Lien Yan and Taiwanese capacitor makers claim they are the victims of a smear campaign by Japanese competitors who are saying that all Taiwanese capacitor makers are tainted. The price ratio of Japanese products to Taiwanese was about four to one, according to Lee, and Japanese firms may be trying to win back lost market share.

Lien Yan's Lee says that Japanese customers who stopped buying from his company even showed the firm internal documents written in Japanese that state that any relationship with Lien Yan would lead to boycotts on the part of the Japanese firm's customers. (The notices often misspelled Lien Yan as "Lein Yan" or "Lenyan.") "After checking all names of [capacitor] companies accused by Japanese companies, we discovered that almost all had never purchased our products," Lien Yan said in a statement.

 

Soldering in silence
While Taiwanese passives makers are trying to shore up relations with their customers, some of the computer firms affected are doing the same. ABIT says it will replace or fix defective boards its customers send it. IBM says it alerted those customers it believes are most likely to be affected and is handling repairs under warranty.

Other manufacturers have been less helpful. As Gary Headlee's capacitor replacement side business grew, he began receiving damaged boards built by other companies besides ABIT. But when he posted the list of other boards on his Web site, he received letters from lawyers representing two manufacturers, prompting him to pull the posting.

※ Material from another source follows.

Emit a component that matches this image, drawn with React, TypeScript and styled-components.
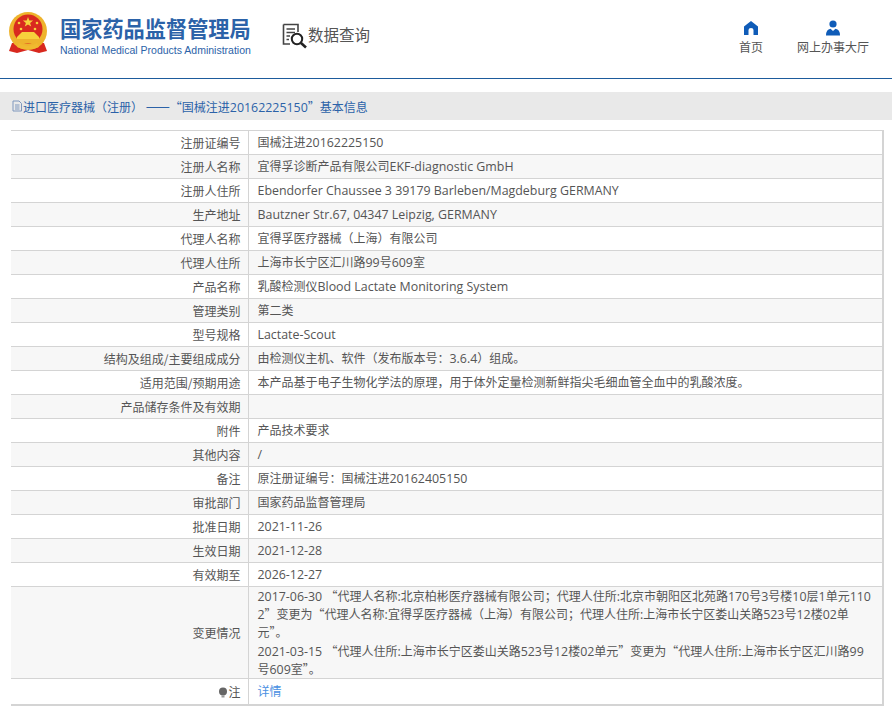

Carey Holzman, as a builder of custom PCs, has been trying to raise awareness about the defects since last spring. He thinks manufacturers should be more public about the problem and issue a recall. "Main board replacement is a big job. It's a huge amount of downtime for the user," he says. Failures can also occur after the warranty has expired, he points out. "The manufacturers should do the right thing."